When people find out I used to live in California, the first question they ask is “What do you miss the most?” Well, other than my family and friends (and Trader Joe’s) I miss the Grilled Rosemary Chicken Sandwich from the California Pizza Kitchen. Luckily, I have California Pizza Kitchen, Pasta, Salads, Soups and Sides in my cooking library.
Lately, I’ve been craving just the bread of the sandwich (focaccia) with tomato checca, so I got to work.
Fresh from the oven…
Topped with fresh tomato checca. Then, it’s time to eat!
Recipe adapted from the California Pizza Kitchen, Pasta, Salads, Soups and Sides
2 tsp active dry yeast
½ cup lukewarm water
3 ½ cups bread or all purpose flour
2 TBS honey
2 tsp salt
½ cup cold water
2 TBS plus 2 tsp extra virgin olive oil
1 small red union, quartered and sliced into 1/8” thick strips
2 tsp salt
1 ½ TBS chopped fresh rosemary
1 ½ TBS chopped fresh thyme
extra virgin olive oil
Sprinkle the yeast into the lukewarm water in a small bowl. Stir to dissolve the yeast. Set aside.
In an upright electric mixer, combine the dissolved yeast in the mixer’s bowl with all the other ingredients except for the additional two teaspoons of olive oil. Try not to pour the salt direct into the yeast water because it might kill some of the yeast.
Use the dough hook and two lower speeds and gradually mix the dough for about 2-3 minutes, until a smooth and elastic ball forms. Don’t overmix or the dough will become tough.
Lightly oil the dough ball and the inside of a large glazed ceramic or glass bowl with the remaining olive oil. Place the dough in the bowl and cover the bowl with plastic wrap. Make sure an airtight seal is formed. Set aside in a warm place to rise until doubled in bulk (about 2 hours).
Punch down the dough, reform into a round ball and place into the same bowl. Cover with plastic wrap again. Refrigerate overnight.
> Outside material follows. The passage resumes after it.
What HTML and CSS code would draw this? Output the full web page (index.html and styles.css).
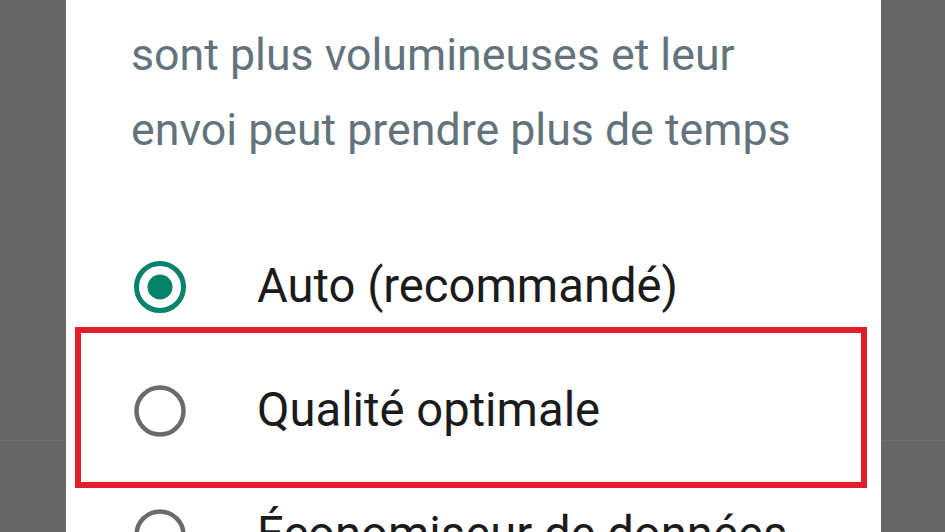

About two hours before assembling the focaccias, remove dough from the refrigerator. Divide the dough (I use a bench knife) into eight portions.
On to the baking portion…
On a non-floured surface, roll each portion of dough back and forth with your hands to form a 9-inch long rope.
Sprinkle a light dusting of flour onto a clean surface. Roll each rope out from side to side, using a rolling pin, to form a flat, oblong shape measuring 9 by 2 inches.
Place the focaccias at least one inch apart on parchment-lined baking sheets. To help the onions and herbs stick, lightly spray or brush the surface of each focaccia with cold water. Distribute the red onion on top of each, gently pressing into the surface. Sprinkle equal amounts of salt, then the thyme and rosemary over the top of each. Drizzle a light amount of extra-virgin olive oil over the herbs and onion. Cover with plastic wrap and set aside for thirty minutes.
Place a pizza stone on the lowest rack of the oven and pre-heat to 450 degrees F.
Remove the plastic wrap and slide the parchment with the focaccias directly onto the pizza stone. Bake until golden brown, about 11-12 minutes.
Transfer focaccias to a wire rack to cool. Serve warm with checca.
2 lbs roma tomatoes (or any ripe, fresh tomatoes), cut into 1/2” dice
1 TBS minced garlic, or more if you’re in my family
1 TBS chopped fresh basil
2 tsp salt
½ cup extra-virgin olive oil
Mix all of the ingredients together and cover with plastic wrap and refrigerate until serving time. Make sure and bring the checca to room temperature before serving.